The increased production of ethanol has a large impact on corn prices, not only because it’s a major source of demand, but also because the demand is fixed. In a free market, if the price of corn goes up, demand will go down, moderating corn prices. But the federal mandate requires the same amount of ethanol no matter how expensive corn is.

“In the short run, there’s no doubt that we have more volatile prices for corn because of the renewable fuels standard,” says Wallace Tyner, professor of agricultural economics at Purdue University. In the long term—in two to four years—if prices stay up, more farmers will plant corn, and supply will catch up to demand, he says. But the ethanol mandates will help keep corn prices higher than they have been in the past. The “new normal” will be something like $3 to $4 a bushel, he says.

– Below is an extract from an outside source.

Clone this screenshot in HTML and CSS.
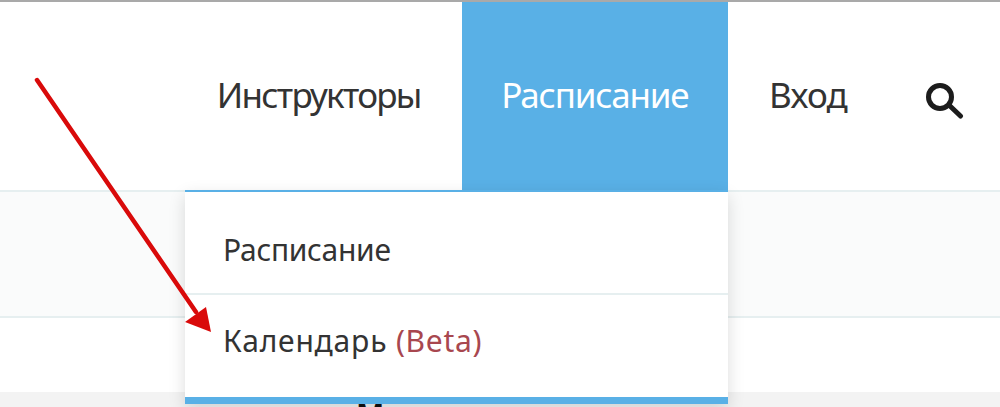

Runge says that mandates should be more flexible—adapting to corn prices. “What you really want is for corn to be used to make ethanol when corn is cheap,” he says. This will help farmers by ensuring demand for their product. “When corn is expensive,” he says, “you don’t want it to be diverted to ethanol use when it’s in heavy demand for feed and food.”

The exact impact of ethanol demand on food prices is hard to determine, because of the complex interplay of factors such as weather, market speculation, energy prices and so on. After a similar food price spike in 2007 and 2008, the Congressional Budget Office concluded that increased demand for ethanol accounted for between 10 and 15 percent of the food price increase, an estimate that has been echoed in several other studies. Estimates, however, have ranged from biofuels accounting for as much as two-thirds of the price increase, to biofuels having almost no impact. Some experts have suggested that energy prices could have a bigger role than biofuels in increased food prices. The share of corn devoted to ethanol production has increased since the time period these studies analyzed. It was roughly 20 percent of the demand in 2007 (compared to 40 percent now).